Верещагин нагнал Скобелева в Топлшпе и сунулся было к генералу. Но тот спал богатырским сном. Художника удивляла способность нервного, всегда взвинченного генерала засыпать быстро и крепко именно накануне тяжелых испытаний. Утром Скобелев уже уехал вперед, и догонять его по глубокому снегу было трудно. Лошадь спотыкалась, проваливалась. Солдаты уступали дорогу и еще пошучивали:
– Штык подними, прими! Смотри, сейчас глаз вон верховому выколешь!
Художник догнал генерала у «Марковых столбов», где для Скобелева и Куропаткина разбили палатки. Верещагин согрелся чаем и тотчас сел писать этюд.

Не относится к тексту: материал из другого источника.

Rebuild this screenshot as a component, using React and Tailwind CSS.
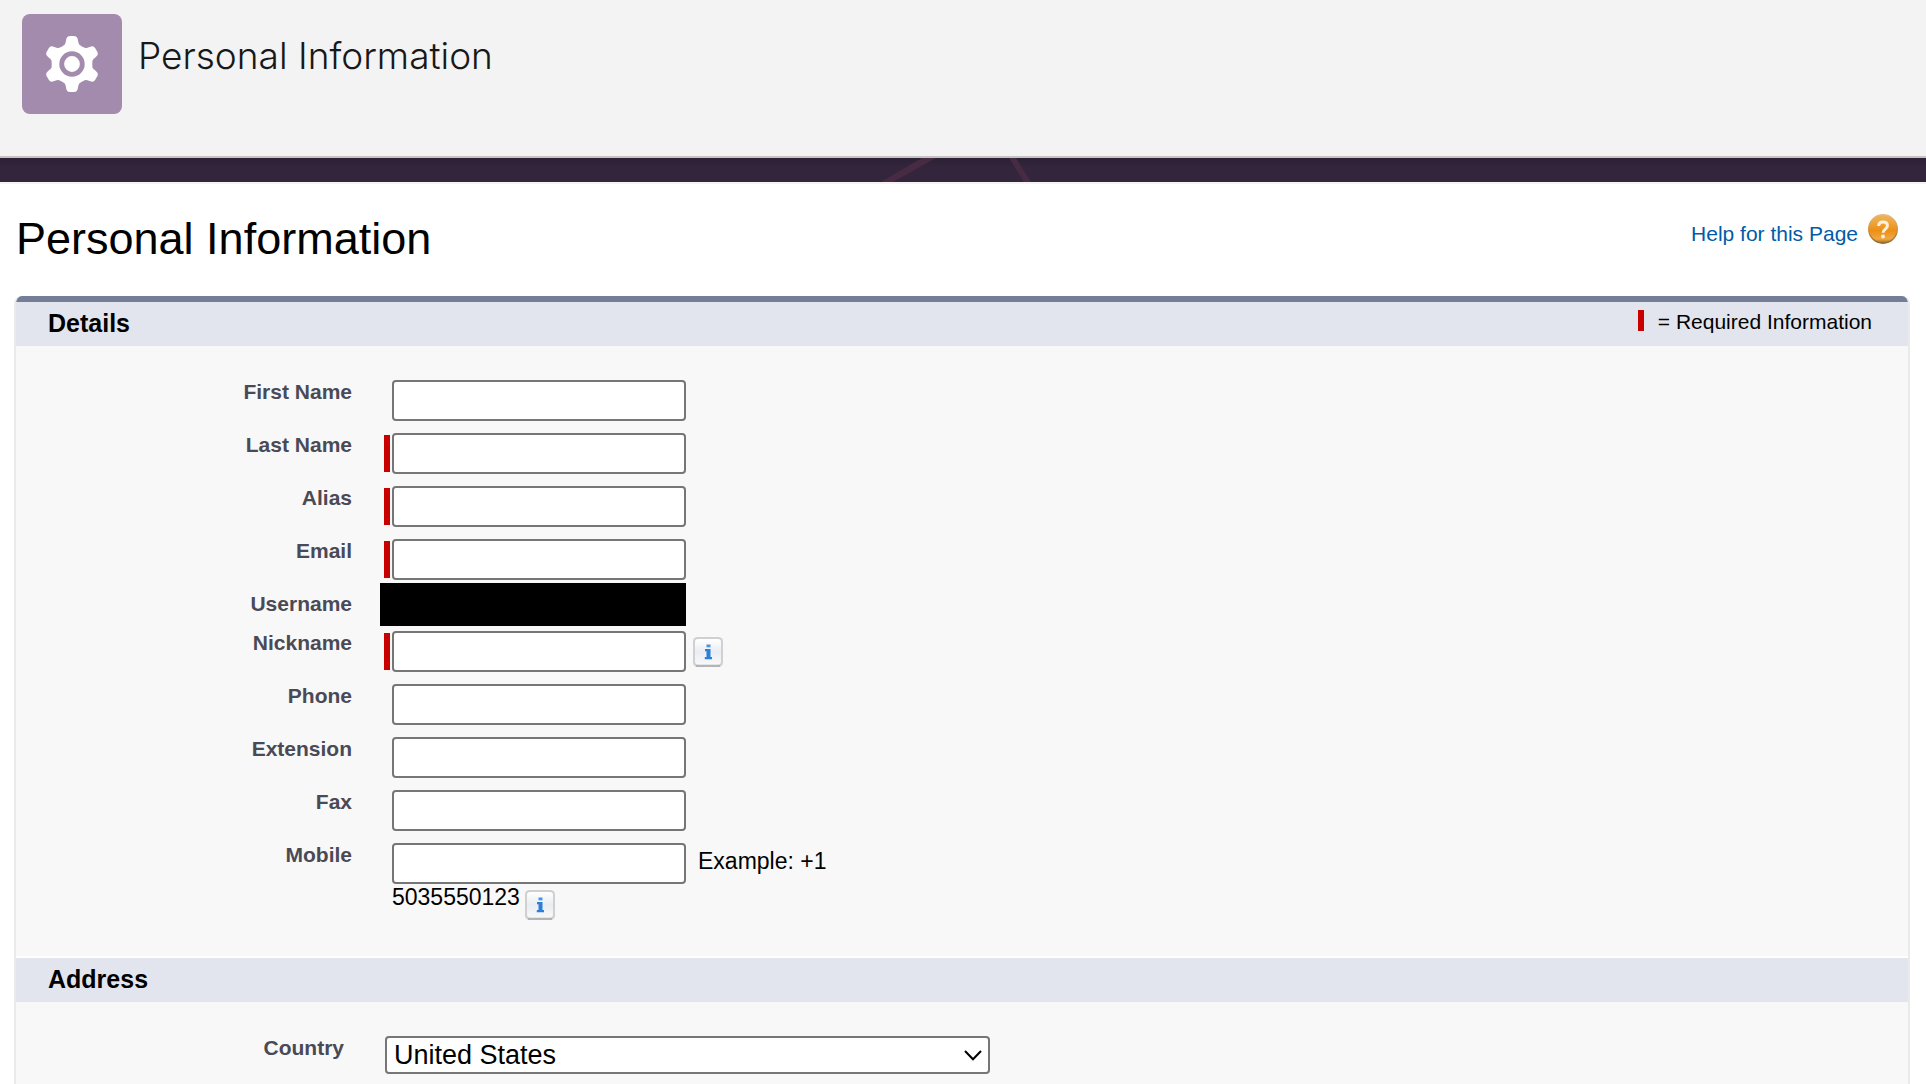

Наутро стали видны турецкие и русские позиции у Шипки. Глядя с вершины, Верещагин узнавал гору Святого Николая и Лысую гору, вспоминал мучительное сидение на перевале.
Вниз было страшно смотреть – спуск оказался невероятно крутым.
Верещагин сказал Куропаткину, что неплохо было бы занять два пика по обеим сторонам спуска.
– Что, что вы говорите, Василий Васильевич? – спросил ехавший впереди Скобелев. Он всегда чутко прислушивался к тому, что говорили вокруг него, и не брезговал дельными советами.
Верещагин сказал насчет высот.
– Да, Алексей Николаевич, это совершенно верно. Прикажите сейчас же занять их и окопаться.
– Слушаюсь, – недовольно откликнулся Куропат-кин, косясь на штатского, рискующего подавать советы. Прекрасный исполнитель и храбрый человек, он оказался негодным главнокомандующим впоследствии, в 1904 году, во время русско-японской войны. Впрочем, и на днях он проявил недальновидность – высказался против
перехода через Балканы, как и Радецкий. Но Скобелев повторял:
– Перейдем! А не перейдем, так умрем со славою!
– Он только и знает, что умрем да умрем, – ворчал Куропаткин. – Умереть-то куда как нетрудно, надобно знать, стоит ли умирать...
Скобелев дал команду спускаться. Солдаты скатывались вниз, иные со смехом и шутками. Однако многие тяжело ушиблись. На лошади было спускаться еще труднее. Художник и не помнил, как он скатился вместе с лошадью с кручи. Поднявшись на ноги, он увидел вдали хижину, из окна которой когда-то пытался написать Долину Роз... Внизу, между деревнями Шипка и Шейново, виднелись укрепленные курганы, центр турецкой позиции.